Fan, 44, who returned to China three years ago after spending more than a decade in Europe, said he sees dark clouds hanging over the economic horizon. Some Chinese officials also are worried, predicting a downturn. Economists also see the dark clouds, but most are a bit more sanguine and don’t believe China will catch a cold after the Olympics.
 
Investors can’t help but feel jittery.
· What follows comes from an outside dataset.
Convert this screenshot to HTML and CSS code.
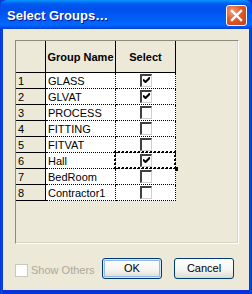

Authorities in Beijing invested $140 billion in infrastructure, including $40 billion on Olympic venues such as stadiums and swimming pools, for what may be China’s biggest ever coming-out party since the Communist Party began economic reforms in 1979. Real estate prices have doubled in most Chinese cities in the past three years, way out of reach of many working-class Chinese.

China — whose economy this year is due to surpass Germany’s to become the third largest — is using the games to speed up its capital’s transformation into one able to keep pace with the world’s fastest-growing major economy. China’s gross domestic product grew 10.7% in 2007, according to the National Bureau of Statistics. It has expanded at an average of 9.6% for the past quarter century, more than triple the pace in the US.
 
Chinese officials are worried too. They’re the ones who are raising interest rates and slowing mortgage lending growth to prevent overheating, especially in the property sector. In recent months, however, prices have fallen about 10%.

But Chris Tang, a Hong Kong-based hedge fund manager who is the chief investment officer of the $180-million Marco Polo Fund, said she’s not worried. “China’s stock markets have fallen by 40% this year and there’s already been a discounting of bad news,” Tang said, “And I’m longing China’s A-shares. I believe China will maintain its growth after the Olympics.”